Exercise requirements
Search the material for the word "screenshot" and report each line where it turns up.

------------

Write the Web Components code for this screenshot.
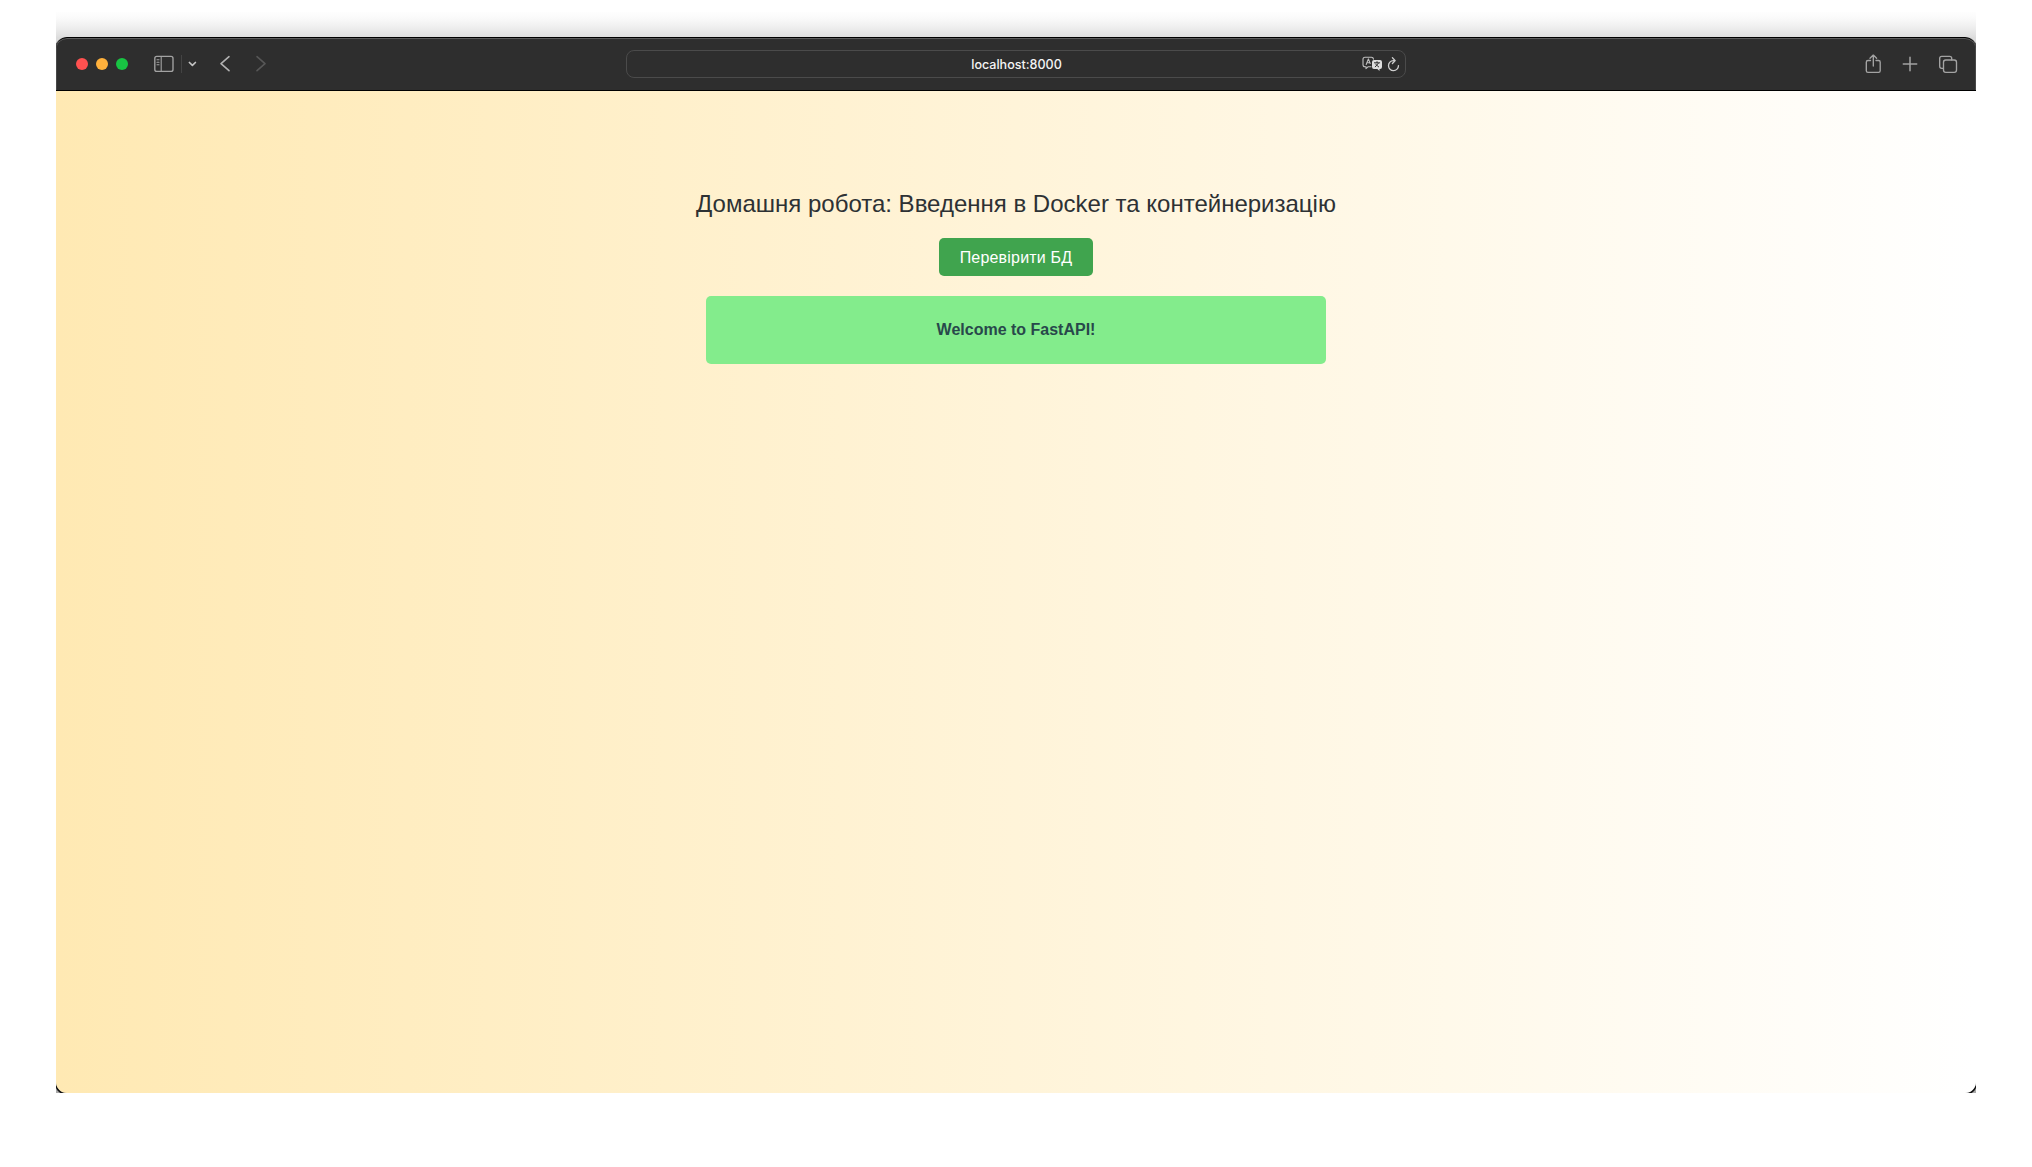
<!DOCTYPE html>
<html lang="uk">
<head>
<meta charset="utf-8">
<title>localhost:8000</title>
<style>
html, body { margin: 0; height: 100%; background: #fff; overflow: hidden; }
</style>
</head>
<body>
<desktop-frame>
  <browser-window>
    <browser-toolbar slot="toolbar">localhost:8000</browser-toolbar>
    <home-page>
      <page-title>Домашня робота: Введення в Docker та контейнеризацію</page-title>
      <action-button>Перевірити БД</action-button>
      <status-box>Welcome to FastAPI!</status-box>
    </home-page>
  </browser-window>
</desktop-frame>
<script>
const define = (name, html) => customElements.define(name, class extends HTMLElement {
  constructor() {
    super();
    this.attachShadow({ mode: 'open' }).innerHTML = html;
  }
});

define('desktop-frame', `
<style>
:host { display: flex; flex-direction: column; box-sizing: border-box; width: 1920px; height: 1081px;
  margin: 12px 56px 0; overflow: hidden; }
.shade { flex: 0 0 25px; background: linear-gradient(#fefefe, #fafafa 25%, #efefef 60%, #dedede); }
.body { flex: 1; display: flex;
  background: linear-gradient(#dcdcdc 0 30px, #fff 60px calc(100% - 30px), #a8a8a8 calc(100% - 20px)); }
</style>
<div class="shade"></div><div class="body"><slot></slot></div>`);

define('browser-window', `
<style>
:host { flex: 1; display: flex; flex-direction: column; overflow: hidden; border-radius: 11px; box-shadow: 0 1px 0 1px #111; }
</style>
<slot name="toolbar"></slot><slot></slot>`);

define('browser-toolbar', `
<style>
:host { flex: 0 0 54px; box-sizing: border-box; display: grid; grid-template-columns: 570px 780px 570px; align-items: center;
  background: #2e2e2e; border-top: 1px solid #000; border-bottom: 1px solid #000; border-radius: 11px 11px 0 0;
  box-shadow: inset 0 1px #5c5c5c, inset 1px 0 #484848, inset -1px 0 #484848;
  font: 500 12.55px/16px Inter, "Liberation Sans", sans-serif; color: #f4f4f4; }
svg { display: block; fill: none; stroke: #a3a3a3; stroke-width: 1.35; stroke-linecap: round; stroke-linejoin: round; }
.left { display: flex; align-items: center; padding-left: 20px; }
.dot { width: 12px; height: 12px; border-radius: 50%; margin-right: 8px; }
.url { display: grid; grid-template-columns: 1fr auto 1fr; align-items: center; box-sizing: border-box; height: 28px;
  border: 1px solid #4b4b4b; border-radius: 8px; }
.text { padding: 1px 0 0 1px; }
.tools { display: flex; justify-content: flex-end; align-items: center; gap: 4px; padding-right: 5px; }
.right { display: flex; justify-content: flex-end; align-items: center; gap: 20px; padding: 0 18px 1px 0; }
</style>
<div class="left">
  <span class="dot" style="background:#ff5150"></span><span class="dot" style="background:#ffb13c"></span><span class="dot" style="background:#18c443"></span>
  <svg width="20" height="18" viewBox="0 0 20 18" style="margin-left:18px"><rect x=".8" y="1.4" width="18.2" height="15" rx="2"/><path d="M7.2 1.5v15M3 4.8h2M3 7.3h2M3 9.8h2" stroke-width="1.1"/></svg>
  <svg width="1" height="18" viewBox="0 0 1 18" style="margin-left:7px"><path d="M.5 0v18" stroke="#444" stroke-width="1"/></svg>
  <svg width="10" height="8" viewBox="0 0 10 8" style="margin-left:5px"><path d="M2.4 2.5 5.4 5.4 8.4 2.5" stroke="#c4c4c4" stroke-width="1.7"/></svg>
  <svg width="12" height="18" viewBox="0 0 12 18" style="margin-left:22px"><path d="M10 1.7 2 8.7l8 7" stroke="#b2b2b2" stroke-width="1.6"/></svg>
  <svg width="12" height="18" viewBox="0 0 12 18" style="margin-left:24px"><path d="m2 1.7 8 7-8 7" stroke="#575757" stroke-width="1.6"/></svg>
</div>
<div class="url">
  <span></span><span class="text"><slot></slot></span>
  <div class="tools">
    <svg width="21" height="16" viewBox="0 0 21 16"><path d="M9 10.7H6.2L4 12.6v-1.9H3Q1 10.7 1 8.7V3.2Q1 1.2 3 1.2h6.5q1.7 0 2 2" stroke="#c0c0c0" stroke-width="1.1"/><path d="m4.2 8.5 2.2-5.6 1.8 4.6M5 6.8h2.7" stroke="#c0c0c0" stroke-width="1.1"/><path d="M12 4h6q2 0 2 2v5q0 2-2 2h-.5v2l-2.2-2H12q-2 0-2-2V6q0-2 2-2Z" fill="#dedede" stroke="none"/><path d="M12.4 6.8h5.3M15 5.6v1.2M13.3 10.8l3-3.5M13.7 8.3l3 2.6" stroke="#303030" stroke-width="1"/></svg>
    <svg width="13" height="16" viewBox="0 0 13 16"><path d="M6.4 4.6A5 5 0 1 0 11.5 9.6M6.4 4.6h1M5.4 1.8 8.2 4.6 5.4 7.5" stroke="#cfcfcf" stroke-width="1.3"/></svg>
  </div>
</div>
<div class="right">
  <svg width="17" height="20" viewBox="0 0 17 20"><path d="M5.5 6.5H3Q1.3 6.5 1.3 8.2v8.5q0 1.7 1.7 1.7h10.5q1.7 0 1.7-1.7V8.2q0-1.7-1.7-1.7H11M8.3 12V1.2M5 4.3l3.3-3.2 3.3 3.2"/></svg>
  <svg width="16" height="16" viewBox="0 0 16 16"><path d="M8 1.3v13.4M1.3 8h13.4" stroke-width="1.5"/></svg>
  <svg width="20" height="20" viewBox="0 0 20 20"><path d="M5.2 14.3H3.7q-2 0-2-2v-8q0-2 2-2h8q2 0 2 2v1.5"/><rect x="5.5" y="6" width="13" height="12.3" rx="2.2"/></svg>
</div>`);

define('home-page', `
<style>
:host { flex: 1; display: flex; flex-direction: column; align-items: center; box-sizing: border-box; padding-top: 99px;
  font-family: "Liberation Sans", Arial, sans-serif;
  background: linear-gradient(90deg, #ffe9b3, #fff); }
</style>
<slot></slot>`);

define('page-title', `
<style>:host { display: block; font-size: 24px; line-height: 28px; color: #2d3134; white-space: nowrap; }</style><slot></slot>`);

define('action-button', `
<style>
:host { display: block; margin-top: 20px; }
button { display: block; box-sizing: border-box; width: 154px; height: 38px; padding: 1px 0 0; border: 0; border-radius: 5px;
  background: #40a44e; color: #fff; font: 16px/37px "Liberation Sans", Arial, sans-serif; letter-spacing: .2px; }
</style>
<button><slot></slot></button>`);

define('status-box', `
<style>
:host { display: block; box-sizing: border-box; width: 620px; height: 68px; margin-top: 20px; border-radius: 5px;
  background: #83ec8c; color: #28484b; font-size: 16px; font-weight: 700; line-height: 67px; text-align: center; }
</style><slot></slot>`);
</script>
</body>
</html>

------------

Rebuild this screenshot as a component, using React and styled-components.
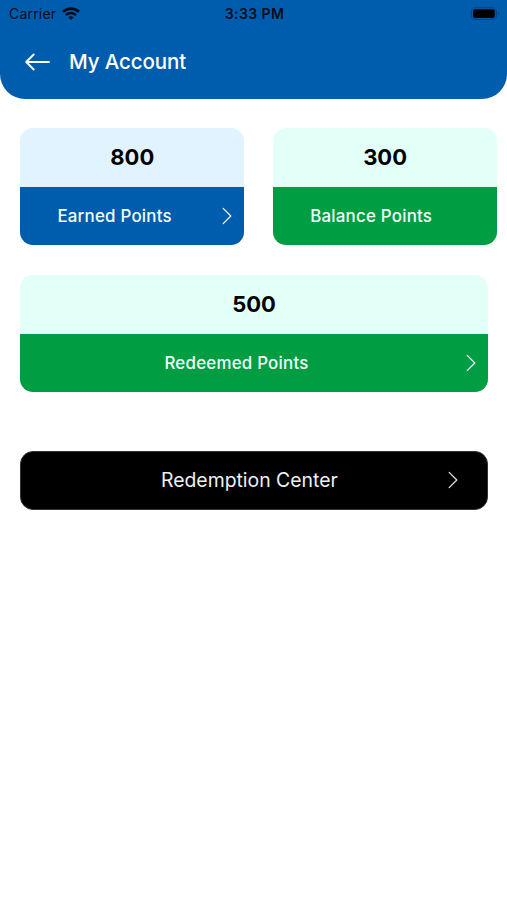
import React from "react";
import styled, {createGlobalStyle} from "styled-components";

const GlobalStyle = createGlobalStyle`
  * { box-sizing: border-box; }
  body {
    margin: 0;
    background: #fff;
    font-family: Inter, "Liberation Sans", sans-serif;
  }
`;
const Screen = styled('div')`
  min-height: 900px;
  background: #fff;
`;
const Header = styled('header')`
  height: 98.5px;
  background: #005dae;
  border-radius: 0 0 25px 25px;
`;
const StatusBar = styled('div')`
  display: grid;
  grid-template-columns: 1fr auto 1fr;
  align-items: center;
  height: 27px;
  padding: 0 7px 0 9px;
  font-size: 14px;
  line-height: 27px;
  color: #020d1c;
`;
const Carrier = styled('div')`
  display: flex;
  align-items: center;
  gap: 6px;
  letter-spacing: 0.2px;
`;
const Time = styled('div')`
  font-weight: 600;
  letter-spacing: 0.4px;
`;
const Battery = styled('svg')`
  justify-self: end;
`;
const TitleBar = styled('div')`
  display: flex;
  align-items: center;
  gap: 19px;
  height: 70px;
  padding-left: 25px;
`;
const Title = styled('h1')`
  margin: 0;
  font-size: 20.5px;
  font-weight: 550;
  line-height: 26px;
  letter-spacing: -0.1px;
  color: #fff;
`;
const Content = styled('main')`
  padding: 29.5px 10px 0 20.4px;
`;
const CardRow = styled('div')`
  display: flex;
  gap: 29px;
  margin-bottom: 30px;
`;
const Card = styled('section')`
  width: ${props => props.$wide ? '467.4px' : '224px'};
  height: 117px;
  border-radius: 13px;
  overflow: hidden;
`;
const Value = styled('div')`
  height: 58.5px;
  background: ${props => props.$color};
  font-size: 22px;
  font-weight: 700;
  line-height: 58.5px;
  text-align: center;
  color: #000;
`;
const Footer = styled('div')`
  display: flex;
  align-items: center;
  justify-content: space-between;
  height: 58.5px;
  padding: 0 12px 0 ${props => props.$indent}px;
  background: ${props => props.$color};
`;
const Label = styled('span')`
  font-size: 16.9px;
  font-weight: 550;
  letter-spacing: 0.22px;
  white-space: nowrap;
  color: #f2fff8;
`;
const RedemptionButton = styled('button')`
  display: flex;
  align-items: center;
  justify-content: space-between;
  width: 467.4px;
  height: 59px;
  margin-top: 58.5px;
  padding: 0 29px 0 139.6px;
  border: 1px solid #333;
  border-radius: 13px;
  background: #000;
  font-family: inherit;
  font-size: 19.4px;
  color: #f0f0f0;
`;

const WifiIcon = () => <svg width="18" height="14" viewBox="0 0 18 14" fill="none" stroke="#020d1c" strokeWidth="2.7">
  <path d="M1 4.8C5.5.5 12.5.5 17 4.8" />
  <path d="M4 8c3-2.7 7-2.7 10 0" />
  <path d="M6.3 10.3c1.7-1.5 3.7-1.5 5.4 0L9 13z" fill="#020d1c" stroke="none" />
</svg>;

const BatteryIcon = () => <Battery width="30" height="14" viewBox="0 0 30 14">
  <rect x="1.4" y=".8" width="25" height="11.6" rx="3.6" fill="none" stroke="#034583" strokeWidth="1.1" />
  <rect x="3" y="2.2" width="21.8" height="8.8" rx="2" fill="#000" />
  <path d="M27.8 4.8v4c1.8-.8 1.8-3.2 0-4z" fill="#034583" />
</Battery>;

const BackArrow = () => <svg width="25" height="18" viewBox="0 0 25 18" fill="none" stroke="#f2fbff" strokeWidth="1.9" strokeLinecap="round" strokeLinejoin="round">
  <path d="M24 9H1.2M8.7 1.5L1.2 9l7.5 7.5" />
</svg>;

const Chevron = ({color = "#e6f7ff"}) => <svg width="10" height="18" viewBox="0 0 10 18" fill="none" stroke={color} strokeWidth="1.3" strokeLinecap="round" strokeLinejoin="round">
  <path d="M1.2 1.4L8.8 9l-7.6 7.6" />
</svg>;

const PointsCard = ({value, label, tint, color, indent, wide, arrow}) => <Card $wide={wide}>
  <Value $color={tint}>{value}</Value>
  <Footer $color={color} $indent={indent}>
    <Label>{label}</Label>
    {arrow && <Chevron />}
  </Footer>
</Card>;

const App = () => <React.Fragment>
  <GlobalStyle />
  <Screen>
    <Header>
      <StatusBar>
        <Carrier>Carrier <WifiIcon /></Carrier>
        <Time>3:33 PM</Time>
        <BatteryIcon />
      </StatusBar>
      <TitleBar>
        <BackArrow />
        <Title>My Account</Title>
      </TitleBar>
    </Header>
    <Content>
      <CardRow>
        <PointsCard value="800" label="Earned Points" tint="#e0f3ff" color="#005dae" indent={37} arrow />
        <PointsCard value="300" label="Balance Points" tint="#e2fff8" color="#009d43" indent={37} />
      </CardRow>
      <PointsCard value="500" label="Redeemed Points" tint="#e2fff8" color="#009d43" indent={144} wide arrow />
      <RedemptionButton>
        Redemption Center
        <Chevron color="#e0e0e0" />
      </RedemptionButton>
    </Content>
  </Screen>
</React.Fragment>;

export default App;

------------

Exercise answer
Write the Web Components code for this screenshot.
Rebuild this screenshot as a component, using React and styled-components.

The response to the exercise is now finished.